▶ **TASK BRIEF**:
Gather every line holding the string "Output".
##### RECORDS SUPPLIED #####
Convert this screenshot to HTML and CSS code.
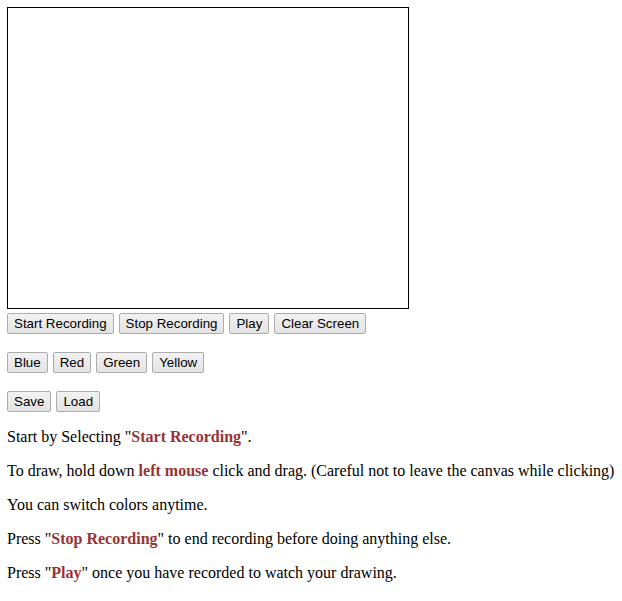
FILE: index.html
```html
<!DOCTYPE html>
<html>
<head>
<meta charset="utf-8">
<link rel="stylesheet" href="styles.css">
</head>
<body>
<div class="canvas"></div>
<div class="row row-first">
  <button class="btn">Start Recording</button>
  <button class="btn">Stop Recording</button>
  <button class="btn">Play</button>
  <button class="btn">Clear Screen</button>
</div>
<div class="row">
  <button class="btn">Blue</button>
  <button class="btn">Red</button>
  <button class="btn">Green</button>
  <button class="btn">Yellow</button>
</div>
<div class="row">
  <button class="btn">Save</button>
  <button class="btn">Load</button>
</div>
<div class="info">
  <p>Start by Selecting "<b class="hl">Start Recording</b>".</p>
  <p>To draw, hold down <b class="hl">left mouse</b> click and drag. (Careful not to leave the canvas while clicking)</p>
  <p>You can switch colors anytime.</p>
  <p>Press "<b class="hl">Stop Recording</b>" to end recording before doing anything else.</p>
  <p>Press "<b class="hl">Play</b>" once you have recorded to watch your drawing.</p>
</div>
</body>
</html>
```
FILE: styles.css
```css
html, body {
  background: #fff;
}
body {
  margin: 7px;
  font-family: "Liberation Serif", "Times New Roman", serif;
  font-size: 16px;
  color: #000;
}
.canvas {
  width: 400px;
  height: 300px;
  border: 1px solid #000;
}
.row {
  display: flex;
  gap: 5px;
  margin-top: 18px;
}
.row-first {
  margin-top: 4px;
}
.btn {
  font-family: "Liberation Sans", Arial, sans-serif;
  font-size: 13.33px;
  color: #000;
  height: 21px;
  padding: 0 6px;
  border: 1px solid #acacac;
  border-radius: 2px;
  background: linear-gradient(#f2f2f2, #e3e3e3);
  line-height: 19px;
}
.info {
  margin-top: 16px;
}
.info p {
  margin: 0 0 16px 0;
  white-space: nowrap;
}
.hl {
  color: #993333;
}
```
#####
##### RECORDS SUPPLIED #####
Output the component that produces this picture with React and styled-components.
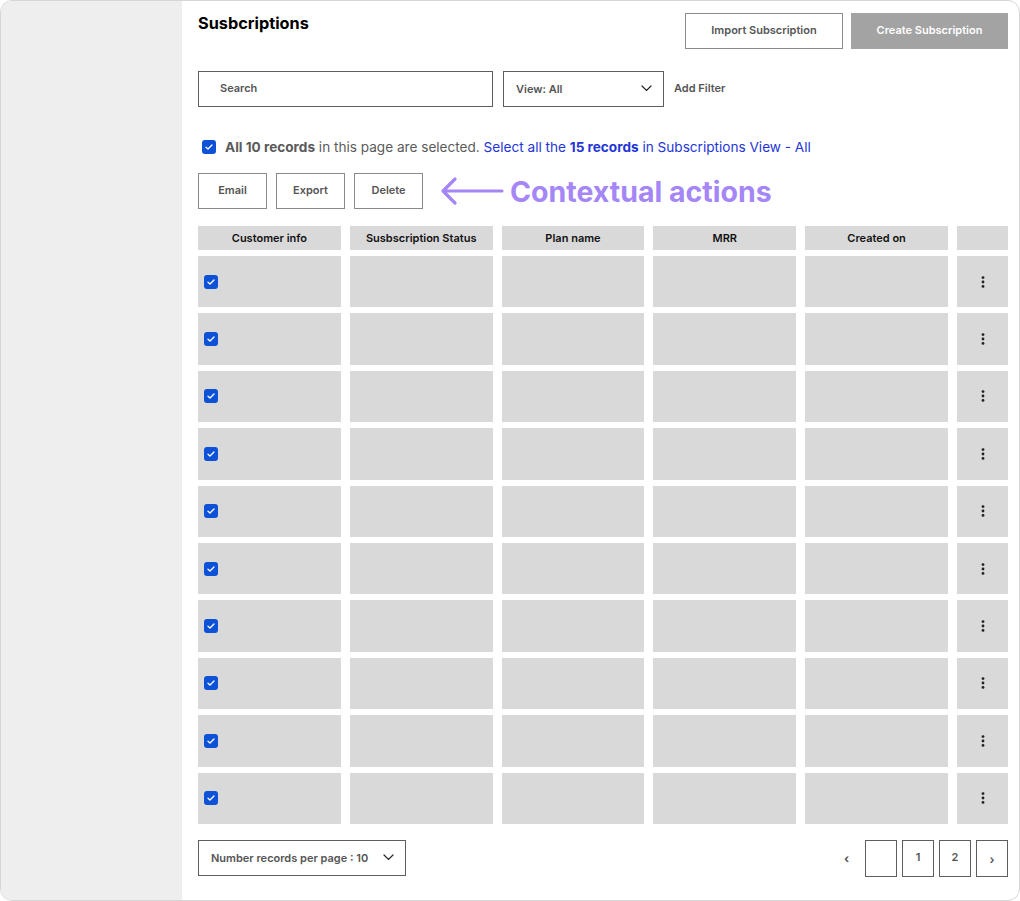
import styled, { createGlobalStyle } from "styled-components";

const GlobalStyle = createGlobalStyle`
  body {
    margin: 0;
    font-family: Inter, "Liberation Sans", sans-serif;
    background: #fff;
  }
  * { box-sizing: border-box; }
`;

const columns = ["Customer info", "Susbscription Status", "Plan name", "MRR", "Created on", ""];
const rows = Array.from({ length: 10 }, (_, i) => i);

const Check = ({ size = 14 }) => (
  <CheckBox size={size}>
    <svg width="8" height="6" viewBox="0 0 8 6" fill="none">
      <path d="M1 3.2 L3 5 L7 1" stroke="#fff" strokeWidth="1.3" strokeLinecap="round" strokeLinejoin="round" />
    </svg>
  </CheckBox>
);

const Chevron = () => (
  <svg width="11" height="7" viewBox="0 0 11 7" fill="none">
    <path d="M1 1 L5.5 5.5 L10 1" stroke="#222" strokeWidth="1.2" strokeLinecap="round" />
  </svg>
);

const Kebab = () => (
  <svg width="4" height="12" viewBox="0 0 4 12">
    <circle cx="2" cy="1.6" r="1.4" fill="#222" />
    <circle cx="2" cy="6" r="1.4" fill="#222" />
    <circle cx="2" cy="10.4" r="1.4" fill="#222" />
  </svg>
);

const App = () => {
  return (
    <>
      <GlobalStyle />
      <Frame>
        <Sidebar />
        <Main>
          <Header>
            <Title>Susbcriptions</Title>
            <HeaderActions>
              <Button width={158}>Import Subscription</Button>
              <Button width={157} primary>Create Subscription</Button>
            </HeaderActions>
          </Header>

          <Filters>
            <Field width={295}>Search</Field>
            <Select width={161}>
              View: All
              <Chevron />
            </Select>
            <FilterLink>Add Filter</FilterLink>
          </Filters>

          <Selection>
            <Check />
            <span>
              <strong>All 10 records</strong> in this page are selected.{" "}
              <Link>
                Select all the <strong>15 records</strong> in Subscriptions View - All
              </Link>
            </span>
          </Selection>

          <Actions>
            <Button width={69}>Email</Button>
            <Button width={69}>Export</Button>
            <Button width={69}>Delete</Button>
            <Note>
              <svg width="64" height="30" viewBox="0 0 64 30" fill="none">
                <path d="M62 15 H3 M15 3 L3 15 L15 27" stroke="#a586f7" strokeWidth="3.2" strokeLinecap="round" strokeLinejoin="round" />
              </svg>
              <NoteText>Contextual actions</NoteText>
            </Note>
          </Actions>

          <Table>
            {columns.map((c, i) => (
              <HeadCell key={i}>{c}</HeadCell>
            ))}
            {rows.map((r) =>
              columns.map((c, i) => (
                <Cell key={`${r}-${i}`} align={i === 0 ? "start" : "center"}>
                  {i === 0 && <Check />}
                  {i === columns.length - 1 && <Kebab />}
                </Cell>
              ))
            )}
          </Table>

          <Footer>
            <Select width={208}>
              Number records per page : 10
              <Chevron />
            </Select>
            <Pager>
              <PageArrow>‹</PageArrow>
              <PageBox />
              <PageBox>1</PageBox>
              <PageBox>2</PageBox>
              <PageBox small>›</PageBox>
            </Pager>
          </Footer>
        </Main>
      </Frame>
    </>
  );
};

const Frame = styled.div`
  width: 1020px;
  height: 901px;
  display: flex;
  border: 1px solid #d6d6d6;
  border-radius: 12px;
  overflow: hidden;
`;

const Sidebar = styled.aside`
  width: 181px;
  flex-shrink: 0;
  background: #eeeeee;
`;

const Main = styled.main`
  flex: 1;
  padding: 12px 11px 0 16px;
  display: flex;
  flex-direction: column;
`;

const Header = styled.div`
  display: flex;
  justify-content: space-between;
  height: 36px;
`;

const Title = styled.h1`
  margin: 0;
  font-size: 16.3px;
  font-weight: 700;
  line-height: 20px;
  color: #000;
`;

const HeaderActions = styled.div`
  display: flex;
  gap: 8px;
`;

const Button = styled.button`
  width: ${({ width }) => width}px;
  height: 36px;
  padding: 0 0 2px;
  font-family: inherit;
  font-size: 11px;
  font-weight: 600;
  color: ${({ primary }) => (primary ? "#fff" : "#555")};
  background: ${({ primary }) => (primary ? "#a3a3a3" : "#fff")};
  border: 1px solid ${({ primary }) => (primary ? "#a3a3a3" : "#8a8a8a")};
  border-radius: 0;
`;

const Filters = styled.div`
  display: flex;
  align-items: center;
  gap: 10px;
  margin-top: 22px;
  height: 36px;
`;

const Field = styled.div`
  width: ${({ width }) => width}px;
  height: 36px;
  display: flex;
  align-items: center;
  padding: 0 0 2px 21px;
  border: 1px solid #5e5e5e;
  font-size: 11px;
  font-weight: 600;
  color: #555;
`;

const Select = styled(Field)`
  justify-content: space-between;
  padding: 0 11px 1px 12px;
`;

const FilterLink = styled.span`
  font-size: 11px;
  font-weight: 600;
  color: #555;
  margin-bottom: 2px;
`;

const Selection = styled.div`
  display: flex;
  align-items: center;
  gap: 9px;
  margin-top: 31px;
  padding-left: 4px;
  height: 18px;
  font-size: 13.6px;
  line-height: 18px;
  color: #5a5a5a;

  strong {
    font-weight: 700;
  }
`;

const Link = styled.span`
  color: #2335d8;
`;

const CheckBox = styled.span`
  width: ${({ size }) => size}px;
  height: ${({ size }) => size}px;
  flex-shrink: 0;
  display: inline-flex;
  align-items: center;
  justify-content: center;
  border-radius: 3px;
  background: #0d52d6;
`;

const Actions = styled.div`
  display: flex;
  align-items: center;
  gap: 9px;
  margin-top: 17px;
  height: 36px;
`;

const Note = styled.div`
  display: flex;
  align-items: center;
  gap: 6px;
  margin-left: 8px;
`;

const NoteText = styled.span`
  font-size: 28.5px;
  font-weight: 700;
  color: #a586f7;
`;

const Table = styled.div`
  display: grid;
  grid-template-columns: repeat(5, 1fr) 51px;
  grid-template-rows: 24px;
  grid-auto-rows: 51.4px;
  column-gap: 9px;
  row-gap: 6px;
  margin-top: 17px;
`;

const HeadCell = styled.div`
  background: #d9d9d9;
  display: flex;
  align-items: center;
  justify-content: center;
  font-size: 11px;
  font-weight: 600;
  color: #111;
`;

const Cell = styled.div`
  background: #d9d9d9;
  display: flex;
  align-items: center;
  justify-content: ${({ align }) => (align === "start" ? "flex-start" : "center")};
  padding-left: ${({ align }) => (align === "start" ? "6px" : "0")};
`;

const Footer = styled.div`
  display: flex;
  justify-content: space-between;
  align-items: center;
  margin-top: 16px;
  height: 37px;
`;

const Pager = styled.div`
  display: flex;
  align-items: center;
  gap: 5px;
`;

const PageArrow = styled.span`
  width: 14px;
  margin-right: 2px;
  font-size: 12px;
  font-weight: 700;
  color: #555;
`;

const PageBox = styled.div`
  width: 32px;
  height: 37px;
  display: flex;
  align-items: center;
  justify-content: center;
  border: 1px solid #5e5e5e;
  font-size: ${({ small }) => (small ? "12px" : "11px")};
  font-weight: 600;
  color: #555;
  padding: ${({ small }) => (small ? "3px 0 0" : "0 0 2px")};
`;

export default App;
#####
##### RECORDS SUPPLIED #####
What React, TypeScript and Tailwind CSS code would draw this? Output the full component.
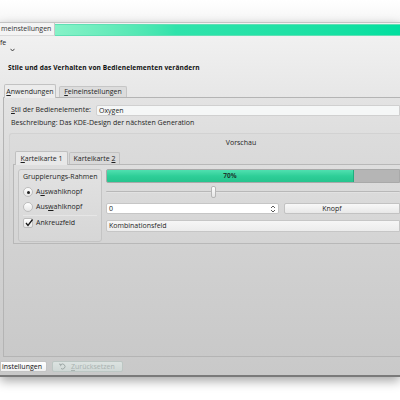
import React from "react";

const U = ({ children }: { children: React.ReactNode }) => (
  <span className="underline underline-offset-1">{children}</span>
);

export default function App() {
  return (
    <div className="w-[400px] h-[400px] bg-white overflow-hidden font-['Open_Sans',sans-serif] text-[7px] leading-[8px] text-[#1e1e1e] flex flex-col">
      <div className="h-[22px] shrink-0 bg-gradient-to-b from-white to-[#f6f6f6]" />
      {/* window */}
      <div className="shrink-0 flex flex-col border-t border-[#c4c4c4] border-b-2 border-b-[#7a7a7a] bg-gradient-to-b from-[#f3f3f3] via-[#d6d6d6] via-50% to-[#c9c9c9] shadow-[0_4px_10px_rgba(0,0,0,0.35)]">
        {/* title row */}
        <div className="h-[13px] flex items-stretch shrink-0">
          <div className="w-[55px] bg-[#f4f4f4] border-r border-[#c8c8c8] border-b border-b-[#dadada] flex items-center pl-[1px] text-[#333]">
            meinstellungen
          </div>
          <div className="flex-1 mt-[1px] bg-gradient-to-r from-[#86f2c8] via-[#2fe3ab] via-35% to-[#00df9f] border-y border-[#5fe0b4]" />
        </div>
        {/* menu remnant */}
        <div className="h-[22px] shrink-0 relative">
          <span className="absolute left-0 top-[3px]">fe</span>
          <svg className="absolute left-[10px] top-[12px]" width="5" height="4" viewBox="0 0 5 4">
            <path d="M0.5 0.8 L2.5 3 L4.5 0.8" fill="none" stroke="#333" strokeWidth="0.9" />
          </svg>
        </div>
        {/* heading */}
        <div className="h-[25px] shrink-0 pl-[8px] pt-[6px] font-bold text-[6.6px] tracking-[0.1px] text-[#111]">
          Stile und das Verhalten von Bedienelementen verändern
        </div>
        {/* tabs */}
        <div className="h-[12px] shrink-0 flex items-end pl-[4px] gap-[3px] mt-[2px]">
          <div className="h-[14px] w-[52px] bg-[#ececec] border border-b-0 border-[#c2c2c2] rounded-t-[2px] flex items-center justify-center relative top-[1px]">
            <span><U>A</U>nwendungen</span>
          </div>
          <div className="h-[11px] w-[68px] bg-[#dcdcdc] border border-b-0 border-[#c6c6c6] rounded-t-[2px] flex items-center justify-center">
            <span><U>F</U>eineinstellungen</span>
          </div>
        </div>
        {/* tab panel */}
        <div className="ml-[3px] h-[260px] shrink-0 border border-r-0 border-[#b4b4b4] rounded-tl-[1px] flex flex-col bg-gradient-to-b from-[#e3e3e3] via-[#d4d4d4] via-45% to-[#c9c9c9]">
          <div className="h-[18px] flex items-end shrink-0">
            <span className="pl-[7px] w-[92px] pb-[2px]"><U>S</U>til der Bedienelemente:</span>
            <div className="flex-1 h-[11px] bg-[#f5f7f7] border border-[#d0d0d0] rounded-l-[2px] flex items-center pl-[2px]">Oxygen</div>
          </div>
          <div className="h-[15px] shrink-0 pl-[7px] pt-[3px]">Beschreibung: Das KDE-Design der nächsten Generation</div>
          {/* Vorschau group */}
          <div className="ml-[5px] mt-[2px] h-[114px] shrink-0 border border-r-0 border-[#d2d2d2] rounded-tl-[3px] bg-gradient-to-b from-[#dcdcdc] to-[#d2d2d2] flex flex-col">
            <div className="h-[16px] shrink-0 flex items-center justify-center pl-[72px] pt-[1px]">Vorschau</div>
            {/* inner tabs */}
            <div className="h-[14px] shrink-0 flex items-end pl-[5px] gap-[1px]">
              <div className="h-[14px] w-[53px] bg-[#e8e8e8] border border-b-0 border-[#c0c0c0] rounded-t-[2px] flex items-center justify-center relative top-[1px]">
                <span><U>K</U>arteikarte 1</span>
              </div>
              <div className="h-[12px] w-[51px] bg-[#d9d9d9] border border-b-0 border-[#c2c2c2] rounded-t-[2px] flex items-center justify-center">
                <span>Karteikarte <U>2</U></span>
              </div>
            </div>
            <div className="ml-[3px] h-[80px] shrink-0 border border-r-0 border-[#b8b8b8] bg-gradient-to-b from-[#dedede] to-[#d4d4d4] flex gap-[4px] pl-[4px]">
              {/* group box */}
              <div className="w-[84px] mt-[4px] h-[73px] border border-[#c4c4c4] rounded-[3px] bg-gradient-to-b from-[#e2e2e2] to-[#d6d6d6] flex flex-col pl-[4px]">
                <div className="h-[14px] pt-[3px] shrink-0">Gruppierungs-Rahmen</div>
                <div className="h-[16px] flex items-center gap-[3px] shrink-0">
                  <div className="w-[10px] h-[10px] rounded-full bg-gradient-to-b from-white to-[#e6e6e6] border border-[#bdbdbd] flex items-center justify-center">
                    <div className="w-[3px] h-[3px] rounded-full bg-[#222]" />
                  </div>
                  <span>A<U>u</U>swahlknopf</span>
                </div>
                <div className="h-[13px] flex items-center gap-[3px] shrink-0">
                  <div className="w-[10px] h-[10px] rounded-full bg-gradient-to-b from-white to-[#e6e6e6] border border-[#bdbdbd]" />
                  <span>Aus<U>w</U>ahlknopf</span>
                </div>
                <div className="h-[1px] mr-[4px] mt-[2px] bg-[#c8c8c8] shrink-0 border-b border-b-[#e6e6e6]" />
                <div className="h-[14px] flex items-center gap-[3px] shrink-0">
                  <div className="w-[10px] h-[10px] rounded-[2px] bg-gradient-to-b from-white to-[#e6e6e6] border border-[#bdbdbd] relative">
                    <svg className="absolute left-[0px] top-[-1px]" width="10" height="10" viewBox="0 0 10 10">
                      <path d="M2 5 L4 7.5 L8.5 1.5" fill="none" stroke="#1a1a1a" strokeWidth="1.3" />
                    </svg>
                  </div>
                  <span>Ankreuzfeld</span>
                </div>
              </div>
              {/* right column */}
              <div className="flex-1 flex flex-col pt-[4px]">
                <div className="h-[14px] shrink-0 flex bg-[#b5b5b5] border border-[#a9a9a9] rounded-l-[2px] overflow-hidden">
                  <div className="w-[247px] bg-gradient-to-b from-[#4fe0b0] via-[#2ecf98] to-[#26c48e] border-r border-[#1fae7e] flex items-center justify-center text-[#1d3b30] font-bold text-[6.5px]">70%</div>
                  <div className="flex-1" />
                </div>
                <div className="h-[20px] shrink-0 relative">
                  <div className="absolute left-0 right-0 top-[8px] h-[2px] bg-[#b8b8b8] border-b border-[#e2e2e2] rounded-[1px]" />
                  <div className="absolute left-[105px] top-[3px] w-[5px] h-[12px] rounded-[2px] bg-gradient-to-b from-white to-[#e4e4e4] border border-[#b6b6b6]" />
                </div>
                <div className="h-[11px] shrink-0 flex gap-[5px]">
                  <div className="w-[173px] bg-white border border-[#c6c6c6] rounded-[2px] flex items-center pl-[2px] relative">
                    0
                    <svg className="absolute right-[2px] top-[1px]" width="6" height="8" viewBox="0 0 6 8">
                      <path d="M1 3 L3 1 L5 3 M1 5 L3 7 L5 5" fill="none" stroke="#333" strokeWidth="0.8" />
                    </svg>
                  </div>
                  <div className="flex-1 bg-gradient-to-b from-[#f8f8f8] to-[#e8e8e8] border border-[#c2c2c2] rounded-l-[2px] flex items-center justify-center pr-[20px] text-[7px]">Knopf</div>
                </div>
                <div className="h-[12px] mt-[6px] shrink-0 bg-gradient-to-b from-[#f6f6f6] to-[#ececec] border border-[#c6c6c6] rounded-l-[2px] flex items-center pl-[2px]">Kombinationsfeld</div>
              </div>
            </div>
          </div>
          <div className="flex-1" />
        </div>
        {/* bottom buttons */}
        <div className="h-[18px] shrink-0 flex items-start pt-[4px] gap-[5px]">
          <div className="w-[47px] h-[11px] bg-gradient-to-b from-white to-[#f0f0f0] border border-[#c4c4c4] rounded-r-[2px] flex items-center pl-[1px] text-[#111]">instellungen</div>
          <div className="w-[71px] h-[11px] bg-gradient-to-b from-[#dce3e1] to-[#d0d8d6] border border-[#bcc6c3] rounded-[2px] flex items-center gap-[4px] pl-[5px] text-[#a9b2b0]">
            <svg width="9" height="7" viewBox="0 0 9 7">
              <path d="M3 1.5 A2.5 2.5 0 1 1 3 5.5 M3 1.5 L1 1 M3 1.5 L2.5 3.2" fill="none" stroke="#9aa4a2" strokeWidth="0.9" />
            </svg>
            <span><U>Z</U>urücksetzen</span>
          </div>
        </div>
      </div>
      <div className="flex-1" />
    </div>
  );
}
#####
▶ **ANSWER TO THE PROBLEM**:
Output the component that produces this picture with React and styled-components.
What React, TypeScript and Tailwind CSS code would draw this? Output the full component.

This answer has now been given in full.